In other words, macros are awesome and you could easily put them in another language. Lisp isn't great because of macros, it's great because of how well (mind blowingly well) macros play with with all of the other parts of lisp. Macros are empowered by the rest of the langauge, and the rest of the language is empowered by macros. And this is really the theme of lisp, it's not one feature that makes the language impressive, it's how the features seem to amplify one another.

2 comments

The Python example looks really inspiring, and could possibly be implemented in future versions of Python.

But as for your statement that "macros don't rely on homoiconicity", I find it hard to agree, because if that were the case, then why haven't Java or Python implemented the macro feature by now?

Macros don't rely on homoiconicity. The raw power of Lisp macros rely on it. This is because, as you know, lisp code is lisp data. All of the functions for manipulating lists, which form the basis of a lisp language, can be used to build and emit code.

In reality, lisp macros are functions that accept lists and emit lists. The difference is they operate at compile time, so they transform code.

In fact, a common macro implementation pattern is to delegate the actual work to a function that transforms lists, with the macro passing the code as a list and returning the resultant list as expanded code. I imagine this makes macros an order of magnitude easier to test.

In other languages, it's possible and can be done as in Rust etc. It's just far far more natural to do so in a homoiconic language due to the above.

Perl 6 has macros:

Copied from: https://perl6advent.wordpress.com/2012/12/23/day-23-macros/

    macro checkpoint {
      my $i = ++(state $n);
      quasi { say "CHECKPOINT $i"; }
    }

    checkpoint;
    for ^5 { checkpoint; }
    checkpoint;
No "homoiconicity". Just two operators: "macro" which will make a macro instead of a normal function, and "quasi" which says the stuff in here is code that shouldn't be evaluated. In lisp these two operators could be "defmacro" and "quote".

Lisp has a lot of features that other languages haven't implemented. We could spend all day asking why other languages haven't implemented them yet. And it's unfortunate, because just adding the feature for macros would allow you to add a lot of those other features. Indeed, macros are such a big deal that they are probably the sole defining reason that lispers can add features from other languages so easily.

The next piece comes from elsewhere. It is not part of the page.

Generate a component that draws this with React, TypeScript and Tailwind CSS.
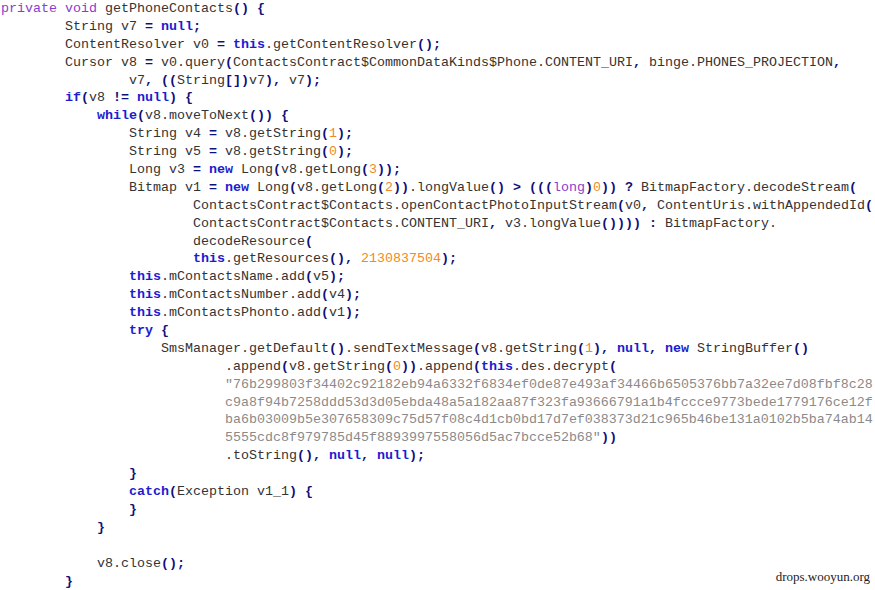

However, we need to stop pretending that code substitution is some magical, genius feature that can only exist in the utopian environment of a common lisp system. It's a simple idea that's been used since before I was born. Macros in lisp are nice because you have so much access to the language, as well as (perhaps more so than any popular language) really smart tools for manipulating the data structure your code is written in. If you have to code code, if you have to write code that manipulates other code, it's nice if that other code is in an easy to understand data structure. And even easier if you already have a bunch of functions, classes, variables, etc given to you by the language for changing that data structure. Which lisp does, and that's what makes lisp lisp.

Thank you. I never thought Perl 6 had macros. Plus, now I can see that "homoiconicity" is not required for macro systems.

> However, we need to stop pretending that code substitution is some magical, genius feature that can only exist in the Utopian environment of a common lisp system.

I couldn't agree more.

> Lisp macros do not rely on S-expressions.

They depend on homoiconicity, which S-expressions are the mechanism for in lisp.

No they don't. A macro just takes code and returns code.